In this study, we assessed the effectiveness of inflammatory markers to diagnose and monitor the treatment of osteomyelitis in the diabetic foot. We evaluated 35 consecutive patients admitted to our hospital with infected foot ulcers. Patients were divided in two groups based on the results of bone culture and histopathology: osteomyelitis and no osteomyelitis. The erythrocyte sedimentation rate (ESR), C-reactive protein (CRP), procalcitonin (PCT), interleukin-6 (IL-6), interleukin-8 (IL-8), tumor necrosis factor alpha (TNFα), monocyte chemotactic protein-1 (MCP-1) and macrophage inflammatory protein-1 alpha (MIP1α) were measured at baseline after 3 and 6 weeks of standard therapy. PCT levels in the osteomyelitis group were significantly higher at baseline than in the group with no osteomyelitis (P = 0·049). There were no significant differences between the two groups in the levels of the other markers. CRP, ESR, PCT and IL-6 levels significantly declined in the group with osteomyelitis after starting therapy, while MCP-1 increased (P = 0·002). TNFα and MIP1α levels were below range in 80 out of 97 samples and therefore not reported. Our results suggest that PCT might be useful to distinguish osteomyelitis in infected foot ulcers. CRP, ESR, PCT and IL-6 are valuable when monitoring the effect of therapy.
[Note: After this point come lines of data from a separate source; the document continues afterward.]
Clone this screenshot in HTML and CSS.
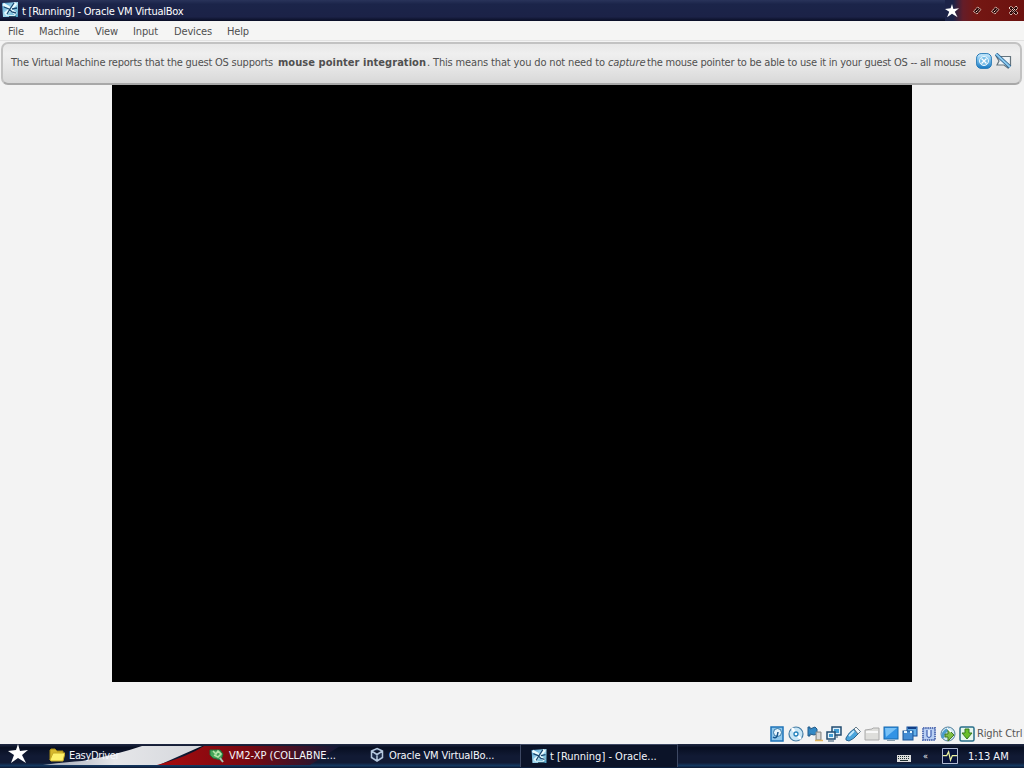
FILE: index.html
```html
<!DOCTYPE html>
<html lang="en">
<head>
<meta charset="utf-8">
<title>t [Running] - Oracle VM VirtualBox</title>
<link rel="stylesheet" href="styles.css">
</head>
<body>
<svg class="defs" width="0" height="0">
  <defs>
    <linearGradient id="blue" x1="0" y1="0" x2="0" y2="1"><stop offset="0" stop-color="#d2efff"/><stop offset=".45" stop-color="#78bdeb"/><stop offset="1" stop-color="#1678c2"/></linearGradient>
    <linearGradient id="ice" x1="0" y1="0" x2="1" y2="1"><stop offset="0" stop-color="#3f8fc4"/><stop offset=".5" stop-color="#a5dcf2"/><stop offset="1" stop-color="#4799bd"/></linearGradient>
    <linearGradient id="white-flag" x1="0" y1="0" x2="1" y2="0"><stop offset="0" stop-color="#9da5b4"/><stop offset=".45" stop-color="#e5e6e9"/><stop offset="1" stop-color="#d5d7dc"/></linearGradient>
    <linearGradient id="red-flag" x1="0" y1="0" x2="1" y2="0"><stop offset="0" stop-color="#a80c0e"/><stop offset=".5" stop-color="#780811"/><stop offset="1" stop-color="#121a37"/></linearGradient>
    <symbol id="vm" viewBox="0 0 16 16"><path fill="url(#ice)" d="M0 1l16-1v15H1z"/><path d="M1 2l5 3 3 3 5 4M14 1L10 6 3 12" stroke="#e9fbff" stroke-width="3" fill="none"/><path d="M2 5l5 2 3 3 4 1M12 1L8 7l-3 5M10 7l5-1" stroke="#17466f" stroke-width="1.3" fill="none"/><path d="M4 13.500h9" stroke="#d4edf2"/><path d="M7 14.500h7" stroke="#244b61"/></symbol>
    <symbol id="star" viewBox="0 0 20 20"><path fill="#fff" d="M10 0l2 7 8-1-6 5 4 8-8-5-7 5 3-8-6-4 8-1z"/></symbol>
  </defs>
</svg>
<div class="screen">
  <header class="titlebar">
    <svg class="title-icon" width="16" height="16"><use href="#vm"/></svg>
    <span class="title-text">t [Running] - Oracle VM VirtualBox</span>
    <div class="window-buttons">
      <svg width="14" height="14"><use href="#star"/></svg>
      <svg class="btn-min" width="11" height="11" viewBox="0 0 11 11"><path d="M1.500 6.500l4-4.500L9 4.500l-4 4.500zM4 7l3-3" fill="#2a0808" stroke="#f4d3c8" stroke-dasharray="1.500 .6"/></svg>
      <svg class="btn-max" width="11" height="11" viewBox="0 0 11 11"><path d="M1.500 6.500l4-4.500L9 4.500l-4 4.500zM4 7l3-3" fill="#2a0808" stroke="#f4d3c8" stroke-dasharray="1.500 .6"/></svg>
      <svg class="btn-close" width="11" height="11" viewBox="0 0 11 11"><path d="M1 3l2-2 2.500 2.500L8 1l2 2-2.500 2.500L10 8l-2 2-2.500-2.500L3 10 1 8l2.500-2.500zM4 4l3 3M7 4L4 7" fill="#2a0808" stroke="#f4d3c8" stroke-dasharray="1.500 .5"/></svg>
    </div>
  </header>
  <nav class="menubar">
    <span class="m-file">File</span><span class="m-machine">Machine</span><span class="m-view">View</span><span class="m-input">Input</span><span class="m-devices">Devices</span><span class="m-help">Help</span>
  </nav>
  <main class="workspace">
    <div class="guest"></div>
    <div class="notice">
      <p class="message"><span class="s1">The Virtual Machine reports that the guest OS supports</span><b class="s2">mouse pointer integration</b><span class="s3">. This means that you do not need to</span><i class="s4">capture</i><span class="s5">the mouse pointer to be able to use it in your guest OS -- all mouse</span></p>
      <svg class="n-close" width="16" height="16" viewBox="0 0 16 16"><rect x=".6" y=".6" width="14.800" height="14.800" rx="4.500" fill="url(#blue)" stroke="#287bb7"/><circle cx="8" cy="8" r="4.500" fill="#78bee8" stroke="#eefaff"/><path d="M5.500 5.500l5 5M10.500 5.500l-5 5" stroke="#fff" stroke-width="1.300"/></svg>
      <svg class="n-mute" width="17" height="16" viewBox="0 0 17 16"><path d="M1.500 3.500h14v9H13v2.500l-4-3H2l2-4z" fill="#eef3f6" stroke="#65747d" stroke-width="1.200"/><path d="M1 1l14 13" stroke="#2c5f8b" stroke-width="3.500"/><path d="M1 1l14 13" stroke="#8dccf1" stroke-width="1.800"/></svg>
    </div>
  </main>
  <footer class="statusbar">
    <svg width="16" height="16" viewBox="0 0 16 16"><rect x="2" y="1" width="12" height="14" fill="#8fc8ec" stroke="#1e73b8" stroke-width="1.500"/><circle cx="8.500" cy="6.500" r="4" fill="#e6f5fc" stroke="#3576a5"/><path d="M4 11q4 3 5-5" fill="none" stroke="#17568c" stroke-width="1.500"/></svg>
    <svg width="16" height="16" viewBox="0 0 16 16"><circle cx="8" cy="8" r="7" fill="#c9e6f6" stroke="#467da5" stroke-width="1.200"/><path d="M8 8L4 2M8 8l5 5" stroke="#fff" stroke-width="2.500"/><circle cx="8" cy="8" r="2" fill="#fff" stroke="#2381bc" stroke-width="1.300"/></svg>
    <svg width="16" height="16" viewBox="0 0 16 16"><path d="M1 1h2v2l5-2 2 2v5L7 9 3 8v2H1z" fill="#3489c5" stroke="#245b88"/><path d="M9 6h5v8H9z" fill="#c4c4bf" stroke="#888"/><path d="M10 8h3M10 10h3M10 12h3" stroke="#eee"/><path d="M8 14.500h8" stroke="#dfb45b" stroke-width="1.500"/></svg>
    <svg width="16" height="16" viewBox="0 0 16 16"><rect x="6" y="1" width="9" height="8" fill="#dceefa" stroke="#234c70" stroke-width="1.500"/><path d="M8 3h5v4H8z" fill="#419bd2"/><rect x="1" y="6" width="8" height="7" fill="#e6f5fc" stroke="#234c70" stroke-width="1.500"/><path d="M3 8h4v3H3z" fill="#419bd2"/><path d="M2 15h6M11 9v3" stroke="#345673"/></svg>
    <svg width="16" height="16" viewBox="0 0 16 16"><path d="M1 12Q4 6 9 3l4 5q-4 5-9 7L1 14z" fill="#4aa4db" stroke="#286490"/><path d="M9 3l2-2 4.500 4.500L13 8z" fill="#f4f8fa" stroke="#667d8c"/><path d="M4 10l5-5" stroke="#c7eafe" stroke-width="1.800"/></svg>
    <svg width="16" height="16" viewBox="0 0 16 16"><path d="M1 4l7-1 1-1h6v12H1z" fill="#dededb" stroke="#aaa"/><path d="M2 6h12" stroke="#f8f8f8" stroke-width="2"/></svg>
    <svg width="16" height="16" viewBox="0 0 16 16"><rect x="1" y="1" width="14" height="12" fill="#3293e5" stroke="#1768ad"/><path d="M2 2h12L3 11z" fill="#78c1f6"/><path d="M4 14.500h8" stroke="#8a9fae"/></svg>
    <svg width="16" height="16" viewBox="0 0 16 16"><rect x="5" y="1" width="10" height="9" fill="#65b0e9" stroke="#154d99"/><path d="M6 2h8" stroke="#113e86" stroke-width="2"/><rect x="1" y="5" width="10" height="9" fill="#438cd3" stroke="#1d5494"/><path d="M2 6h3M8 6h2" stroke="#e5f6ff" stroke-width="2"/></svg>
    <svg width="16" height="16" viewBox="0 0 16 16"><rect x="2" y="2" width="12" height="12" fill="#b8cff3" stroke="#5a74b6" stroke-width="2" stroke-dasharray="1.500 .7"/><path d="M6 4v6q2 3 4 0V4" fill="#e5f0ff" stroke="#4a69b5" stroke-width="1.300"/></svg>
    <svg width="16" height="16" viewBox="0 0 16 16"><circle cx="8" cy="8" r="7" fill="#d4e9f2" stroke="#507e9b"/><path d="M3 12Q2 6 9 3" fill="none" stroke="#4b9dcd" stroke-width="3"/><path d="M8 3l6 6-6 6v-4H5V8h3z" fill="#80bf45" stroke="#427627"/><path d="M7 2l4 4" stroke="#fff" stroke-width="1.500"/></svg>
    <svg width="16" height="16" viewBox="0 0 16 16"><rect x="1" y="1" width="14" height="14" rx="1.500" fill="#e7f7ed" stroke="#286e89" stroke-width="1.500"/><path d="M6 3h4v4h3l-5 6-5-6h3z" fill="#69bf29" stroke="#37791f"/></svg>
    <span class="host-key">Right Ctrl</span>
  </footer>
  <div class="taskbar">
    <svg class="flag" width="400" height="24" viewBox="0 0 400 24"><path fill="url(#white-flag)" d="M43 21Q65 18 82 17Q116 11 142 2H202L159 21Z"/><path fill="url(#red-flag)" d="M157 21Q187 13 204 2H340L310 21Z"/></svg>
    <svg class="start" width="20" height="20"><use href="#star"/></svg>
    <div class="task task-folder"><svg width="16" height="14" viewBox="0 0 16 14"><path d="M1 12V2l1-1h4l2 2h6v9z" fill="#d7b82d" stroke="#a48816"/><path d="M1 12l3-7h12l-2 8H2z" fill="#fff16b" stroke="#c5a926"/></svg><span class="t1">EasyDriver</span></div>
    <div class="task task-xp"><svg width="16" height="15" viewBox="0 0 16 15"><path d="M1 2h10l3 4-2 6-8-2-3-3z" fill="#45a65a" stroke="#226c3b"/><path d="M4 3l3 3 2-3 3 3-3 3-4-2" fill="none" stroke="#b5e5a8" stroke-width="1.500"/><path d="M11 10l3 4" stroke="#aac6b4" stroke-width="2"/></svg><span class="t2">VM2-XP (COLLABNE...</span></div>
    <div class="task task-box"><svg width="14" height="16" viewBox="0 0 14 16"><path d="M7 1.500l5.500 2.500v6.500L7 14l-5.500-3.500V4zM1.500 4L7 7.500 12.500 4M7 7.500V14" fill="#1a2947" stroke="#b4c7de" stroke-width="1.500"/></svg><span class="t3">Oracle VM VirtualBo...</span></div>
    <div class="task task-running"><svg width="16" height="15"><use href="#vm"/></svg><span class="t4">t [Running] - Oracle...</span></div>
    <div class="tray">
      <svg class="keyboard" width="14" height="8" viewBox="0 0 14 8"><path fill="#ddd" d="M0 1h14v7H0z"/><path d="M1 2.500h12M1 4.500h12" stroke="#233" stroke-dasharray="1 1"/><path d="M3 6.500h8" stroke="#233"/></svg>
      <span class="chevron">«</span>
      <svg class="pulse" width="16" height="16" viewBox="0 0 17 17"><path d="M.5.5h16v16H.5z" fill="#07133b" stroke="#bec8e0"/><path d="M1 8h4l2-4 2 9 2-5h5" fill="none" stroke="#edf3a1" stroke-width="1.300"/></svg>
      <span class="clock">1:13 AM</span>
    </div>
  </div>
</div>
</body>
</html>
```
FILE: styles.css
```css
* { box-sizing: border-box; }
body { margin: 0; font: 11px/14px "DejaVu Sans Condensed", "DejaVu Sans", sans-serif; font-stretch: condensed; background: #f3f3f3; white-space: nowrap; }
svg { display: block; flex-shrink: 0; }
.defs { position: absolute; }
.screen { width: 1024px; height: 768px; display: flex; flex-direction: column; overflow: hidden; }
.titlebar { height: 21px; flex: none; display: flex; align-items: center; padding-left: 2px; color: #fff; background: linear-gradient(#29335a, #1b2449 20%, #1b2247 80%, #080d24); }
.title-icon { margin-bottom: 2px; }
.title-text { margin-left: 4px; padding-top: 2px; letter-spacing: -.24px; }
.window-buttons { margin-left: auto; width: 79px; height: 21px; display: flex; align-items: center; background: linear-gradient(90deg, #1b2247 8px, #641d29 18px, #741713 30px, #6c120f); }
.btn-min { margin-left: 13px; }
.btn-max, .btn-close { margin-left: 7px; }
.menubar { height: 20px; flex: none; display: flex; align-items: center; padding: 2px 0 0 8px; color: #505050; background: #f5f5f4; border-bottom: 1px solid #e2e2e2; letter-spacing: -.15px; }
.m-file { width: 31px; } .m-machine { width: 56px; } .m-view { width: 38px; } .m-input { width: 41px; } .m-devices { width: 53px; }
.workspace { position: relative; flex: none; height: 683px; padding: 41px 112px 0; }
.guest { width: 800px; height: 600px; background: #000; }
.notice { position: absolute; left: 1px; top: 1px; width: 1021px; height: 43px; display: flex; padding-left: 8px; color: #505050; background: linear-gradient(#e8e8e8, #efefef 25%, #e6e6e6 60%, #d8d8d8); border: 2px solid #c2c2c2; border-bottom-color: #a8a8a8; border-radius: 7px; }
.message { display: flex; flex: none; margin: 12px 0 0; width: 965px; }
.message > * { flex: none; }
.s1 { width: 267px; letter-spacing: -.22px; }
.s2 { width: 149px; letter-spacing: .05px; }
.s3 { width: 181px; letter-spacing: -.15px; }
.s4 { width: 39px; letter-spacing: -.1px; }
.s5 { letter-spacing: -.23px; }
.n-close { margin-top: 9px; } .n-mute { margin: 9px 0 0 3px; }
.statusbar { height: 20px; flex: none; display: flex; align-items: center; gap: 3px; padding-left: 769px; color: #555; }
.host-key { margin-left: -1px; letter-spacing: -.15px; }
.taskbar { position: relative; height: 24px; flex: none; display: flex; color: #f4f6fc; background: linear-gradient(#202944, #080f22 15%, #111a34 50%, #111a34 78%, #14375f 90%, #0b1933); }
.flag { position: absolute; left: 0; top: 0; }
.start { margin-left: 8px; width: 20px; }
.task { position: relative; display: flex; align-items: center; height: 22px; }
.task span { padding-top: 1px; }
.task-folder { margin-left: 21px; width: 160px; gap: 4px; }
.task-xp { width: 161px; gap: 4px; }
.task-box { width: 150px; gap: 5px; }
.task-running { width: 158px; height: 23px; gap: 3px; padding: 1px 0 0 10px; background: #0b1328; border: 1px solid #3d4863; border-bottom: 0; }
.t1 { letter-spacing: -.35px; }
.t3 { letter-spacing: -.13px; }
.tray { display: flex; align-items: center; margin-left: 219px; height: 24px; }
.chevron { margin-left: 12px; width: 19px; font-size: 9px; }
.keyboard { margin-top: 4px; }
.clock { margin-left: 10px; padding-top: 1px; }
```
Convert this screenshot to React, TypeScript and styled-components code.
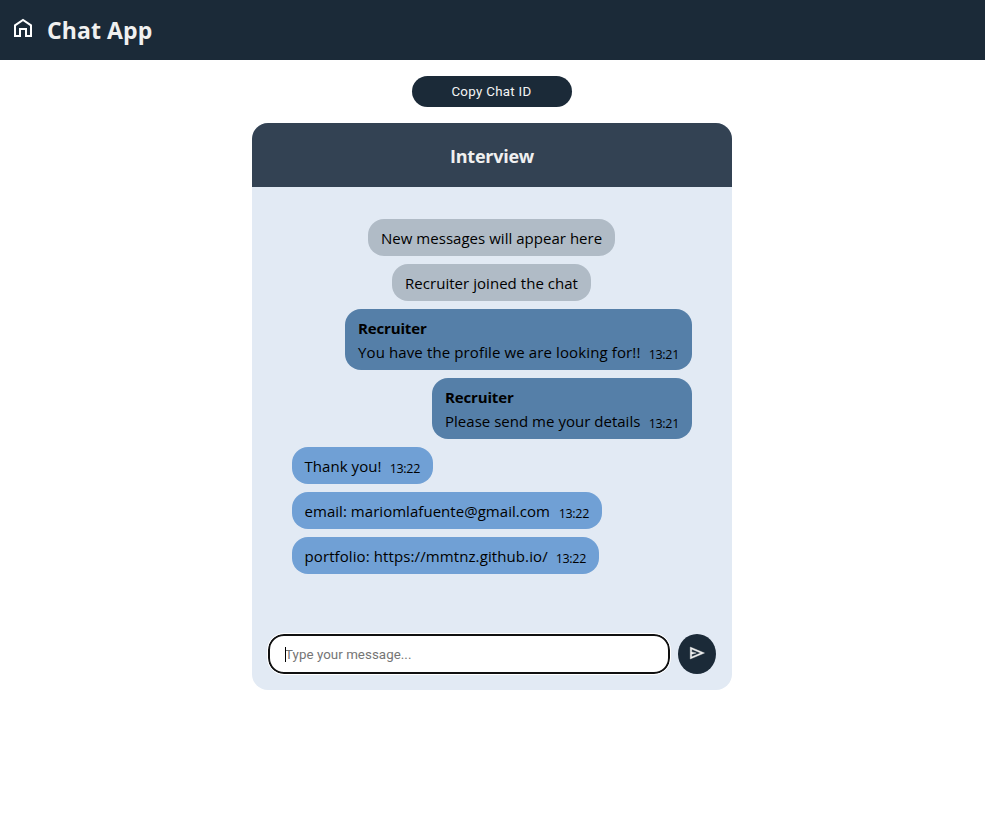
import React from 'react';
import styled, { createGlobalStyle } from 'styled-components';

const GlobalStyle = createGlobalStyle`
  * { box-sizing: border-box; }
  body {
    margin: 0;
    background: #fff;
    color: #000;
    font-family: 'Open Sans', 'Noto Sans', sans-serif;
    font-size: 15px;
  }
`;

const Header = styled.header`
  display: flex;
  align-items: center;
  height: 60px;
  padding-left: 11px;
  background: #1b2a38;
`;

const HomeIcon = styled.svg`
  width: 24px;
  height: 24px;
  margin: -4px 12px 0 0;
  fill: none;
  stroke: #fff;
  stroke-width: 2;
`;

const Title = styled.h1`
  margin: -1px 0 0;
  color: #f0f0f0;
  font-size: 23px;
  line-height: 32px;
  font-weight: 700;
  letter-spacing: 0.1px;
`;

const Main = styled.main`
  display: flex;
  flex-direction: column;
  align-items: center;
  width: 984px;
  padding-top: 16px;
`;

const CopyButton = styled.button`
  width: 160px;
  height: 31px;
  margin-bottom: 16px;
  padding: 0 1px 0 0;
  border: 0;
  border-radius: 16px;
  background: #1b2a38;
  color: #f4f4f4;
  font: 400 13.333px 'Roboto', sans-serif;
  letter-spacing: 0.3px;
`;

const Card = styled.section`
  width: 480px;
  height: 567px;
  display: flex;
  flex-direction: column;
  border-radius: 16px;
  overflow: hidden;
  background: #e2eaf4;
`;

const CardTitle = styled.h2`
  margin: 0;
  height: 64px;
  flex: none;
  background: #334253;
  color: #f0f0f0;
  text-align: center;
  font-size: 18px;
  line-height: 66px;
  letter-spacing: -0.25px;
`;

const Messages = styled.div`
  flex: 1;
  display: flex;
  flex-direction: column;
  gap: 8px;
  padding: 32px 40px 0;
`;

type Kind = 'notice' | 'theirs' | 'mine';
const tone = { notice: '#b0bbc6', theirs: '#557fa8', mine: '#70a0d5' };
const side = { notice: 'center', theirs: 'flex-end', mine: 'flex-start' };

const Bubble = styled.div<{ $kind: Kind; $width: number }>`
  align-self: ${(p) => side[p.$kind]};
  width: ${(p) => p.$width}px;
  margin-right: ${(p) => (p.$kind === 'notice' ? 1 : 0)}px;
  padding: 7px 0 6px ${(p) => (p.$kind === 'mine' ? 12.5 : 13)}px;
  border-radius: 16px;
  background: ${(p) => tone[p.$kind]};
  line-height: 24px;
  white-space: nowrap;
`;

const Sender = styled.div`
  font-weight: 700;
  letter-spacing: -0.15px;
`;

const Line = styled.div`
  display: flex;
  justify-content: space-between;
  padding-right: 13px;
`;

const Text = styled.span<{ $spacing: number }>`
  letter-spacing: ${(p) => p.$spacing}px;
`;

const Time = styled.time`
  font-size: 12.5px;
  line-height: 29px;
  height: 24px;
  letter-spacing: -0.3px;
`;

const Composer = styled.form`
  display: flex;
  gap: 8px;
  padding: 0 16px 16px;
`;

const Field = styled.div`
  position: relative;
`;

const Caret = styled.span`
  position: absolute;
  left: 17px;
  top: 13px;
  width: 1px;
  height: 15px;
  background: #000;
`;

const Input = styled.input`
  display: block;
  width: 402px;
  height: 40px;
  padding: 0 15px;
  border: 2px solid #101010;
  border-radius: 16px;
  outline: 1px solid #fff;
  background: #fff;
  font: 13.333px 'Roboto', sans-serif;
  letter-spacing: 0.05px;
  &::placeholder { color: #757575; opacity: 1; }
`;

const Send = styled.button`
  width: 38px;
  height: 40px;
  display: grid;
  place-items: center;
  padding: 0 0 2px;
  border: 0;
  border-radius: 50%;
  background: #1b2a38;
`;

const SendIcon = styled.svg`
  width: 18px;
  height: 18px;
  fill: #f0f0f0;
  stroke: #f0f0f0;
  stroke-width: 20;
`;

interface Message {
  kind: Kind;
  width: number;
  text: string;
  spacing: number;
  sender?: string;
  time?: string;
}

const messages: Message[] = [
  { kind: 'notice', width: 247, text: 'New messages will appear here', spacing: 0.03 },
  { kind: 'notice', width: 199, text: 'Recruiter joined the chat', spacing: 0.04 },
  { kind: 'theirs', width: 347, sender: 'Recruiter', text: 'You have the profile we are looking for!!', time: '13:21', spacing: 0.12 },
  { kind: 'theirs', width: 260, sender: 'Recruiter', text: 'Please send me your details', time: '13:21', spacing: 0.02 },
  { kind: 'mine', width: 141, text: 'Thank you!', time: '13:22', spacing: 0.05 },
  { kind: 'mine', width: 310, text: 'email: mariomlafuente@gmail.com', time: '13:22', spacing: 0.04 },
  { kind: 'mine', width: 307, text: 'portfolio: https://mmtnz.github.io/', time: '13:22', spacing: 0.1 },
];

export default function App() {
  return (
    <>
      <GlobalStyle />
      <Header>
        <HomeIcon viewBox="0 0 24 24">
          <path d="M4 20V9.4L12 4l8 5.4V20h-5v-7H9v7Z" />
        </HomeIcon>
        <Title>Chat App</Title>
      </Header>
      <Main>
        <CopyButton type="button">Copy Chat ID</CopyButton>
        <Card>
          <CardTitle>Interview</CardTitle>
          <Messages>
            {messages.map((m) => (
              <Bubble key={m.text} $kind={m.kind} $width={m.width}>
                {m.sender && <Sender>{m.sender}</Sender>}
                <Line>
                  <Text $spacing={m.spacing}>{m.text}</Text>
                  {m.time && <Time>{m.time}</Time>}
                </Line>
              </Bubble>
            ))}
          </Messages>
          <Composer>
            <Field>
              <Input placeholder="Type your message..." />
              <Caret />
            </Field>
            <Send type="button" aria-label="Send">
              <SendIcon viewBox="0 -960 960 960">
                <path d="M120-160v-640l760 320-760 320Zm80-120 474-200-474-200v140l240 60-240 60v140Z" />
              </SendIcon>
            </Send>
          </Composer>
        </Card>
      </Main>
    </>
  );
}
Comparison Between Tc-99m WBC SPECT/CT and MRI for the Diagnosis of Biopsy-proven Diabetic Foot Osteomyelitis.

OBJECTIVE: Magnetic resonance imaging (MRI) is the recommended diagnostic imaging technique for diabetic foot osteomyelitis (DFO), with a reported accuracy of 79%. The gold standard to diagnose osteomyelitis is bone biopsy, with a positive culture and/or histopathology findings consistent with osteomyelitis. The purposes of this study are to assess the accuracy of technetium-99m (Tc-99m) labeled white blood cell (WBC) single-photon emission computed tomography/computed tomography (SPECT/CT) hybrid imaging for diagnosing DFO confirmed by bone biopsy and to compare that to the diagnostic accuracy of an MRI. MATERIALS AND METHODS: The authors performed a retrospective chart review of 166 patients who received a bone biopsy to confirm the diagnosis of a suspected DFO at a large municipal hospital between 2010 and 2013. Patients were selected on the basis of whether they received an MRI or a SPECT/CT. Patients whose scans were not within a clinically relevant time frame of the biopsy were excluded. Imaging results were correlated with probability of osteomyelitis determined by bone biopsy. RESULTS: For inclusion criteria, 110 patients met the study's criteria: 52 SPECT/CT patients and 58 MRI patients. The sensitivity, specificity, positive predictive value, and negative predictive value of SPECT/CT were 89%, 35%, 74%, and 60%, respectively; the corresponding values for MRI were 87%, 37%, 74%, and 58%, respectively. There were no significant differences in accuracy of diagnosing DFO between imaging techniques. CONCLUSION: This data suggests that the diagnostic accuracy of SPECT/CT imaging in DFOs is similar to an MRI.